Tuesday, December 31, 2013

Fixing our gaze on Jesus

Homily: New Year 2014

“Mary kept all these things, reflecting on them in her heart”.

As we end the year 2013 and begin the 2014, we behold before us the image of Mary, the Mother of God, reflecting on all the marvelous events that happened in her life lately: the Anunciation by the angel that she would become the Mother of God, the conception and the birth of John, and now, the birth of Jesus. Mary kept all these things in her heart.

The Church, on this Solemnity of Mary, Mother of God, invites us to imitate Mary in her silent and contemplative disposition. As we start the New Year, we, too, must reflect on all the marvelous deeds that God has done in our lives during the year that now ends. Like Mary, we shall keep all these things. Like Mary, our soul shall also proclaim the greatness of the Lord.

Taking indication from the ancient liturgy of the city of Rome, the revised liturgy of Vatican II has restored the solemnity of Mary, the Holy Mother of God, and placed it on January 1, the first day of the year. Mary has been venerated as Theotokos, the Mother of God, since ancient times. In 431, the Council of Ephesus declared decisively that the divine motherhood of Mary is a dogma of faith. It is a singular dignity from which all other privileges of Mary flow: the Immaculate Conception, the Assumption and other titles of Mary that we find in the Litany.
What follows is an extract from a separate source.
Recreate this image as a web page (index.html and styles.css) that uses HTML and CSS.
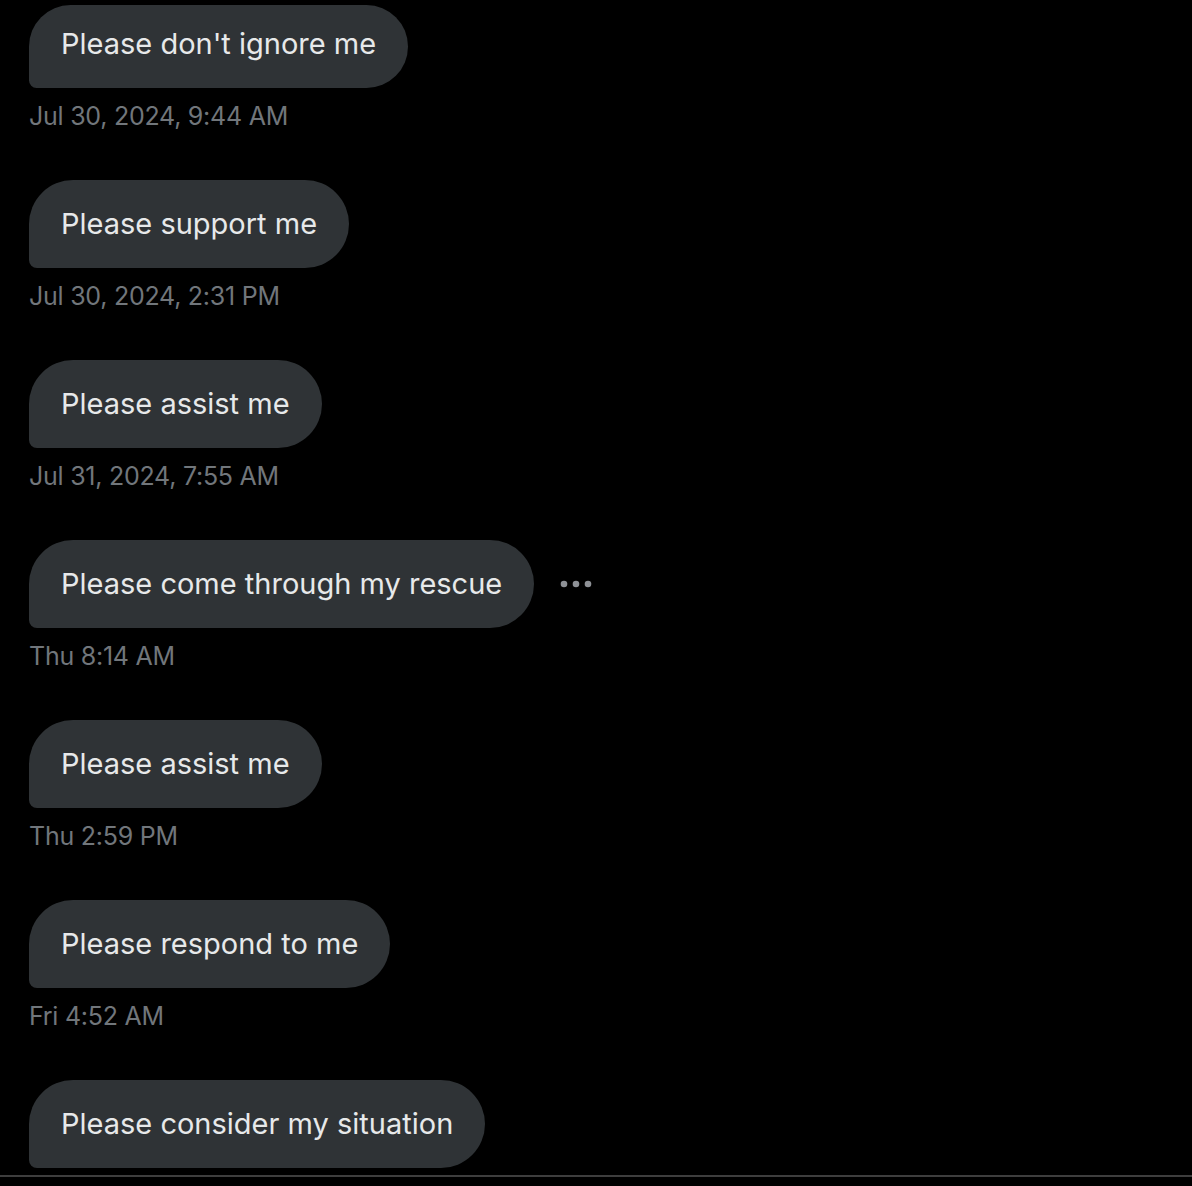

They say that the moment a woman gives birth to her child, she ceases to think of herself and begins to focus all her life on her child. Mary is Theotokos, that is, “the Bearer of God”. The moment she became Theotokos, she ceased to think of herself. From now on, all her life is focused on Jesus, her Son. Jesus became the center of her existence. Every breath she takes was for Jesus.

That is why, Mary is an excellent model for us to imitate as we start this New Year. With Mary, we should also make Jesus the center of our lives this year 2014. With Mary, let us fix our gaze on Jesus. When we fix our eyes on the Lord all throughout the year, we are assured of two consequences.

First, when we fix our gaze on Jesus, slowly but surely, we become more identified with Him, as we should be. And if we are identified with the Son of God, we will also become children of God. This is what St. Paul told the Galatians (Second Reading): “God sent His Son… so that we might receive adoption. As proof that you are children (of God), God sent the Spirit of His Son into our hearts, crying out, ‘Abba, Father!’ You are no longer a slave but a child of God”.

If we are no longer slaves, but children of God, then we should strive to act as God’s children. Let us not remain slaves to sin and vices. The best way to greet 2014 is not to gather round fruits but to gather sound virtues like charity, generosity, humility and sincerity. If you are a son or a daughter of God, then there’s no need to worry of what 2014 would bring you. “We may not know what our future holds. But we know who holds our future”. And that is enough. So why consult the horoscopes instead of the Gospels for guidance on what to do and how to behave this 2014?

The second consequence when we fix our gaze on Jesus this year is that we will certainly receive numerous blessings from the Lord. Our First Reading (Book of Numbers) assures us that if we invoke the name of the Lord, He will bless us. “The Lord said, ‘This is how you shall bless the Israelites (and us). The Lord bless you and keep you! The Lord let his face shine upon you, and be gracious to you! The Lord look upon you kindly and give you peace!”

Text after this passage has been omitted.